Exercise aim:
Output exactly the lines that run from the line containing "The picture is" through the line containing "const y = (n: number)", with both ends included.

Given material:
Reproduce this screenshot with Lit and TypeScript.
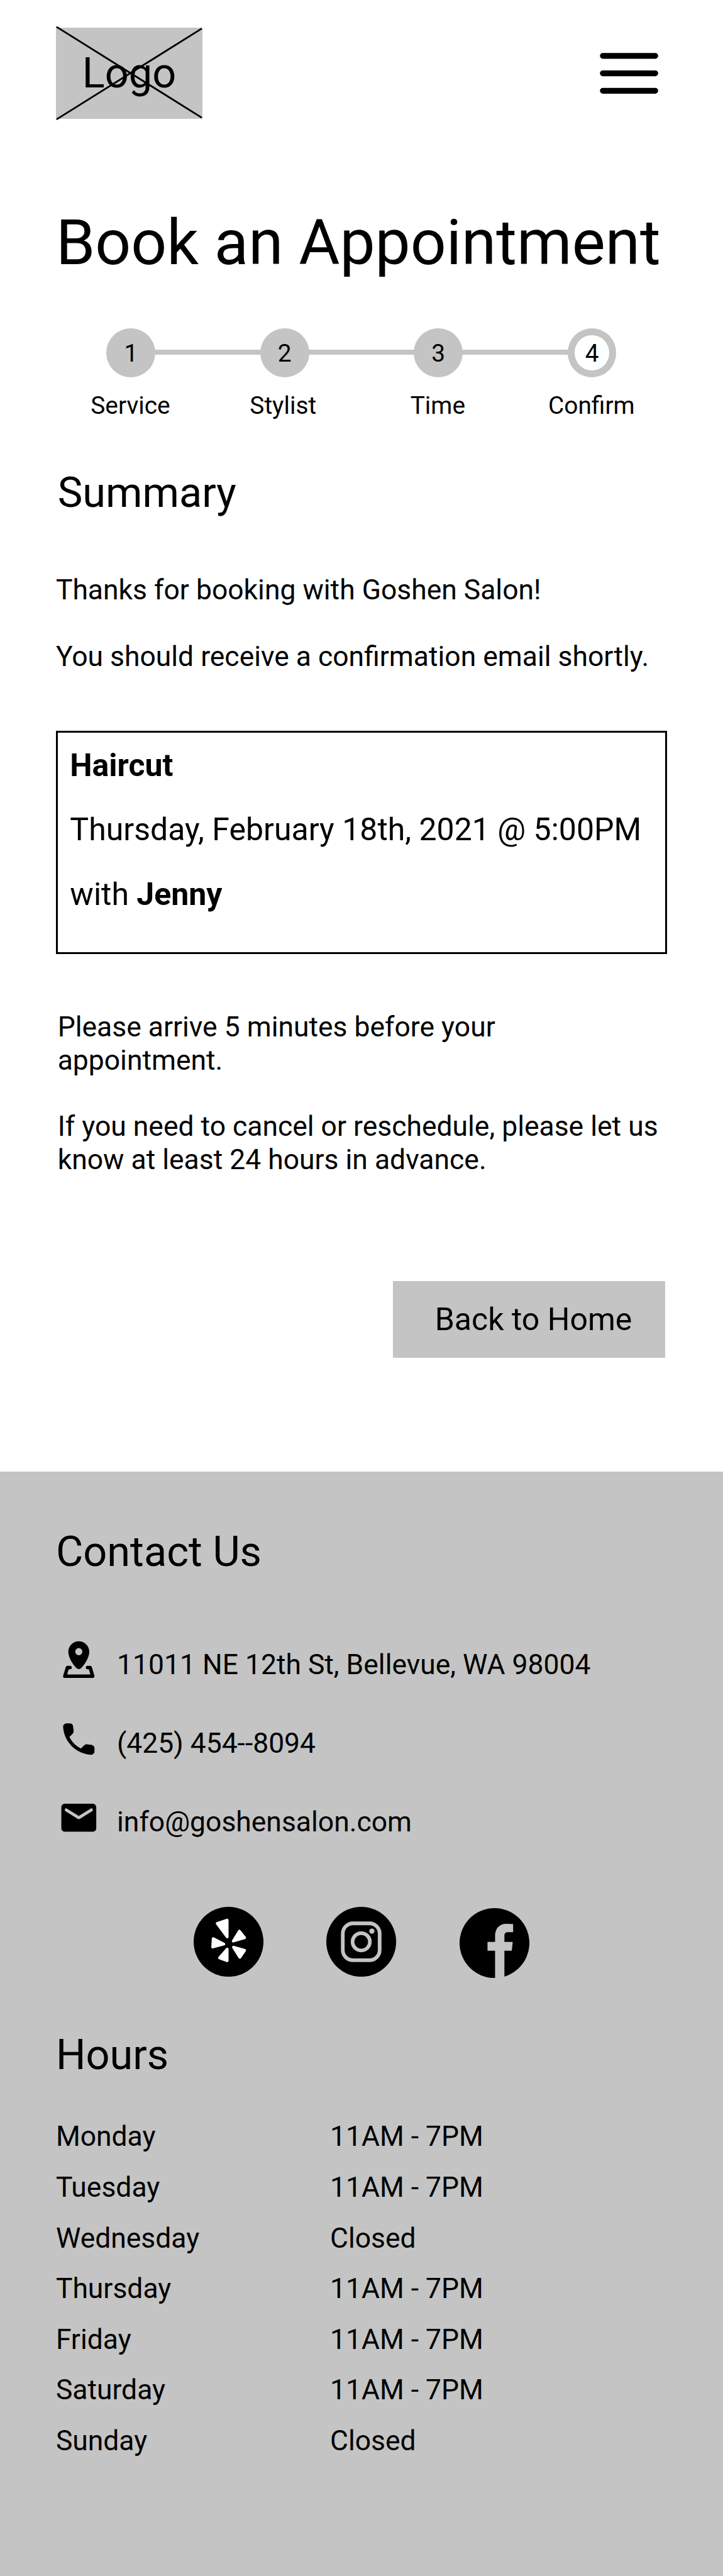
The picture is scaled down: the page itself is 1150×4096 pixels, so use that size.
import { LitElement, html, css, svg, unsafeCSS } from "lit";
import { customElement, property } from "lit/decorators.js";

// The layout is specified on a 414 x 1474 design grid.
// x() converts horizontal lengths and type sizes, y() vertical lengths.
const x = (n: number) => unsafeCSS(((n * 1150) / 414).toFixed(3) + "px");
const y = (n: number) => unsafeCSS(((n * 4096) / 1474).toFixed(3) + "px");

const GREY = unsafeCSS("#c4c4c4");

const shared = css`
  :host {
    display: block;
    font-family: Roboto, "Liberation Sans", sans-serif;
    color: #000;
  }
  * {
    box-sizing: border-box;
  }
  h1,
  h2,
  p,
  ul,
  ol,
  dl,
  dd,
  dt {
    margin: 0;
    padding: 0;
    font-weight: 400;
    list-style: none;
  }
  svg {
    display: block;
  }
  .section-title {
    font-size: ${x(24)};
    line-height: ${y(28)};
  }
  .body {
    font-size: ${x(16)};
    line-height: ${y(19)};
  }
`;

@customElement("site-header")
class SiteHeader extends LitElement {
  static styles = [
    shared,
    css`
      .bar {
        display: flex;
        justify-content: space-between;
        align-items: center;
        padding: ${y(16)} ${x(33.9)} 0 ${x(32)};
      }
      .logo {
        position: relative;
        width: ${x(84)};
        height: ${y(52)};
        background: ${GREY};
        display: flex;
        align-items: center;
        justify-content: center;
        font-size: ${x(24)};
        line-height: ${y(28)};
      }
      .cross {
        position: absolute;
        inset: 0;
        width: 100%;
        height: 100%;
        overflow: visible;
      }
      .menu {
        border: 0;
        padding: 0;
        background: none;
      }
      .menu svg {
        width: ${x(40)};
        height: ${x(40)};
      }
    `,
  ];

  render() {
    return html`
      <header class="bar">
        <div class="logo">
          Logo
          <svg class="cross" viewBox="0 0 84 52" preserveAspectRatio="none">
            <path d="M.3-.5L83.5 51.5M.3 52.5L83.5.5" stroke="#000" fill="none" />
          </svg>
        </div>
        <button class="menu" aria-label="Menu">
          <svg viewBox="0 0 24 24" fill="none" stroke="#000" stroke-width="2" stroke-linecap="round">
            <path d="M3 6h18M3 12h18M3 18h18" />
          </svg>
        </button>
      </header>
    `;
  }
}

@customElement("booking-steps")
class BookingSteps extends LitElement {
  @property({ type: Array }) steps: string[] = [];
  @property({ type: Number }) current = 0;

  static styles = [
    shared,
    css`
      .track {
        display: flex;
        padding-left: ${x(61)};
      }
      .dot {
        width: ${x(28)};
        height: ${y(28)};
        border-radius: 50%;
        border: ${x(4)} solid ${GREY};
        background: ${GREY};
        display: flex;
        align-items: center;
        justify-content: center;
        padding-top: 1px;
        font-size: ${x(14)};
        line-height: ${y(16)};
      }
      .dot.current {
        background: #fff;
      }
      .line {
        width: ${x(60)};
        height: ${y(3)};
        margin: ${y(12)} -1px 0;
        flex: none;
        background: ${GREY};
        box-sizing: content-box;
        border: 0 solid ${GREY};
        border-width: 0 1px;
      }
      .labels {
        display: grid;
        grid-template-columns: repeat(4, ${x(88)});
        margin-top: ${y(8.3)};
        padding-left: ${x(30.7)};
        text-align: center;
        font-size: ${x(14)};
        line-height: ${y(16)};
      }
      .labels li:nth-child(2) {
        padding-right: ${x(1.2)};
      }
    `,
  ];

  render() {
    return html`
      <div class="track">
        ${this.steps.map(
          (_, i) => html`${i > 0 ? html`<span class="line"></span>` : ""}<span
              class=${i === this.current ? "dot current" : "dot"}
              >${i + 1}</span
            >`
        )}
      </div>
      <ol class="labels">
        ${this.steps.map((s) => html`<li>${s}</li>`)}
      </ol>
    `;
  }
}

const icons: Record<string, unknown> = {
  pin: svg`
    <path fill-rule="evenodd" d="M12 1C8.7 1 6 3.7 6 7c0 3.6 3 7.6 4.6 9.3a1.9 1.9 0 0 0 2.8 0C15 14.600 18 10.600 18 7c0-3.300-2.700-6-6-6zm0 8a2.050 2.050 0 1 1 0-4.100 2.050 2.050 0 0 1 0 4.100z"/>
    <path d="M7 16H5.500L4 21H20L18.500 16H17" fill="none" stroke="#000" stroke-width="2" stroke-linecap="round" stroke-linejoin="round"/>`,
  phone: svg`<path d="M19.23 15.26l-2.54-.29a1.99 1.99 0 0 0-1.64.57l-1.84 1.84a15.045 15.045 0 0 1-6.59-6.590l1.850-1.850c.43-.43.64-1.030.57-1.640l-.29-2.520a2.001 2.001 0 0 0-1.990-1.770H5.030c-1.130 0-2.070.94-2 2.070.53 8.540 7.360 15.360 15.890 15.890 1.130.07 2.070-.87 2.070-2v-1.730c.01-1.010-.75-1.860-1.760-1.980z"/>`,
  mail: svg`<path d="M20 4H4c-1.100 0-2 .9-2 2v12c0 1.100.9 2 2 2h16c1.100 0 2-.9 2-2V6c0-1.100-.9-2-2-2zm-.4 4.250l-7.070 4.420c-.32.2-.74.2-1.060 0L4.400 8.250a.85.85 0 1 1 .9-1.440L12 11l6.700-4.190a.85.85 0 1 1 .9 1.440z"/>`,
  yelp: svg`
    <circle cx="20" cy="20" r="20"/>
    <g fill="#fff" stroke="#fff" stroke-width="1.6" stroke-linejoin="round">
      <path d="M13.500 9.500L19.200 7.600V17.200z"/>
      <path d="M26.200 13.900L29.200 17.700L22.700 19.600z"/>
      <path d="M22.800 23.100L29.200 24.900L26.450 28.900z"/>
      <path d="M19.200 24.200L14.800 29.200L19.200 30.800z"/>
      <path d="M11.200 18.200L17.300 21.300L10.900 23z"/>
    </g>`,
  instagram: svg`
    <circle cx="20" cy="20" r="20"/>
    <g fill="none" stroke="#c4c4c4" stroke-width="2.1">
      <rect x="9.450" y="9.450" width="21.100" height="21.100" rx="5.800"/>
      <circle cx="20" cy="20" r="4.950"/>
    </g>
    <circle cx="26.100" cy="13.900" r="1.500" fill="#c4c4c4"/>`,
  facebook: svg`
    <circle cx="20" cy="20" r="20"/>
    <path fill="#c4c4c4" d="M20.330 41V24.400H16V19.330h4.330V15.900c0-4.300 2.560-6.900 6.500-6.900 1.300 0 3 .1 3.840.2v4.600h-3c-1.600 0-2 1-2 2v3.530h4.760l-.55 5.070h-4.210V41z"/>`,
};

@customElement("site-footer")
class SiteFooter extends LitElement {
  contacts = [
    { icon: "pin", text: "11011 NE 12th St, Bellevue, WA 98004" },
    { icon: "phone", text: "(425) 454--8094" },
    { icon: "mail", text: "info@goshensalon.com" },
  ];
  hours = [
    ["Monday", "11AM - 7PM"],
    ["Tuesday", "11AM - 7PM"],
    ["Wednesday", "Closed"],
    ["Thursday", "11AM - 7PM"],
    ["Friday", "11AM - 7PM"],
    ["Saturday", "11AM - 7PM"],
    ["Sunday", "Closed"],
  ];

  static styles = [
    shared,
    css`
      .footer {
        height: ${y(632)};
        padding: ${y(32)} ${x(32)} 0;
        background: ${GREY};
      }
      .contacts {
        display: flex;
        flex-direction: column;
        gap: ${y(21)};
        margin-top: ${y(36)};
        padding-left: ${x(1)};
      }
      .contact {
        display: flex;
        gap: ${x(10)};
        height: ${y(24)};
      }
      .contact svg {
        width: ${x(24)};
        height: ${x(24)};
      }
      .contact span {
        padding-top: ${y(5.35)};
      }
      .social {
        display: flex;
        justify-content: center;
        gap: ${x(36)};
        margin-top: ${y(39)};
      }
      .social svg {
        width: ${x(40)};
        height: ${x(40)};
      }
      .facebook {
        margin-top: ${y(1)};
      }
      .hours-title {
        margin-top: ${y(30)};
      }
      .hours {
        display: grid;
        grid-template-columns: ${x(157)} 1fr;
        row-gap: ${y(10)};
        margin-top: ${y(23.3)};
      }
    `,
  ];

  render() {
    return html`
      <footer class="footer">
        <h2 class="section-title">Contact Us</h2>
        <ul class="contacts body">
          ${this.contacts.map(
            (c) => html`<li class="contact">
              <svg viewBox="0 0 24 24">${icons[c.icon]}</svg>
              <span>${c.text}</span>
            </li>`
          )}
        </ul>
        <div class="social">
          ${["yelp", "instagram", "facebook"].map(
            (n) => html`<a class=${n} aria-label=${n}><svg viewBox="0 0 40 40">${icons[n]}</svg></a>`
          )}
        </div>
        <h2 class="section-title hours-title">Hours</h2>
        <dl class="hours body">
          ${this.hours.map(([day, time]) => html`<dt>${day}</dt><dd>${time}</dd>`)}
        </dl>
      </footer>
    `;
  }
}

@customElement("app-root")
class AppRoot extends LitElement {
  static styles = [
    shared,
    css`
      :host {
        width: 1150px;
        background: #fff;
      }
      .page {
        display: flex;
        flex-direction: column;
        height: ${y(842)};
      }
      .title {
        margin: ${y(50)} 0 ${y(28)} ${x(32)};
        font-size: ${x(36)};
        line-height: ${y(42)};
        white-space: nowrap;
      }
      .summary {
        margin: ${y(27.7)} 0 0 ${x(33)};
      }
      .thanks {
        display: flex;
        flex-direction: column;
        gap: ${y(19)};
        margin: ${y(32.35)} 0 0 ${x(32)};
      }
      .card {
        width: ${x(350)};
        height: ${y(128)};
        margin: ${y(32.65)} 0 0 ${x(32)};
        padding: ${y(0.4)} 0 0 ${x(7)};
        border: 3px solid #000;
        font-size: ${x(18)};
        line-height: ${y(37)};
        white-space: nowrap;
      }
      .card b {
        font-weight: 700;
      }
      .notes {
        display: flex;
        flex-direction: column;
        gap: ${y(19)};
        width: ${x(349)};
        margin: ${y(32.35)} 0 0 ${x(33)};
      }
      .arrive {
        width: ${x(300)};
      }
      .home {
        align-self: flex-end;
        width: ${x(156)};
        height: ${y(44)};
        margin: ${y(59.65)} ${x(33)} 0 0;
        padding: 0 0 0 ${x(24)};
        border: 0;
        border-radius: 0;
        background: ${GREY};
        font: inherit;
        color: inherit;
        text-align: left;
        font-size: ${x(18)};
        line-height: ${y(21)};
      }
    `,
  ];

  render() {
    return html`
      <main class="page">
        <site-header></site-header>
        <h1 class="title">Book an Appointment</h1>
        <booking-steps .steps=${["Service", "Stylist", "Time", "Confirm"]} .current=${3}></booking-steps>
        <h2 class="section-title summary">Summary</h2>
        <div class="thanks body">
          <p>Thanks for booking with Goshen Salon!</p>
          <p>You should receive a confirmation email shortly.</p>
        </div>
        <section class="card">
          <p><b>Haircut</b></p>
          <p>Thursday, February 18th, 2021 @ 5:00PM</p>
          <p>with <b>Jenny</b></p>
        </section>
        <div class="notes body">
          <p class="arrive">Please arrive 5 minutes before your appointment.</p>
          <p>If you need to cancel or reschedule, please let us know at least 24 hours in advance.</p>
        </div>
        <button class="home">Back to Home</button>
      </main>
      <site-footer></site-footer>
    `;
  }
}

Correct output:
The picture is scaled down: the page itself is 1150×4096 pixels, so use that size.
import { LitElement, html, css, svg, unsafeCSS } from "lit";
import { customElement, property } from "lit/decorators.js";

// The layout is specified on a 414 x 1474 design grid.
// x() converts horizontal lengths and type sizes, y() vertical lengths.
const x = (n: number) => unsafeCSS(((n * 1150) / 414).toFixed(3) + "px");
const y = (n: number) => unsafeCSS(((n * 4096) / 1474).toFixed(3) + "px");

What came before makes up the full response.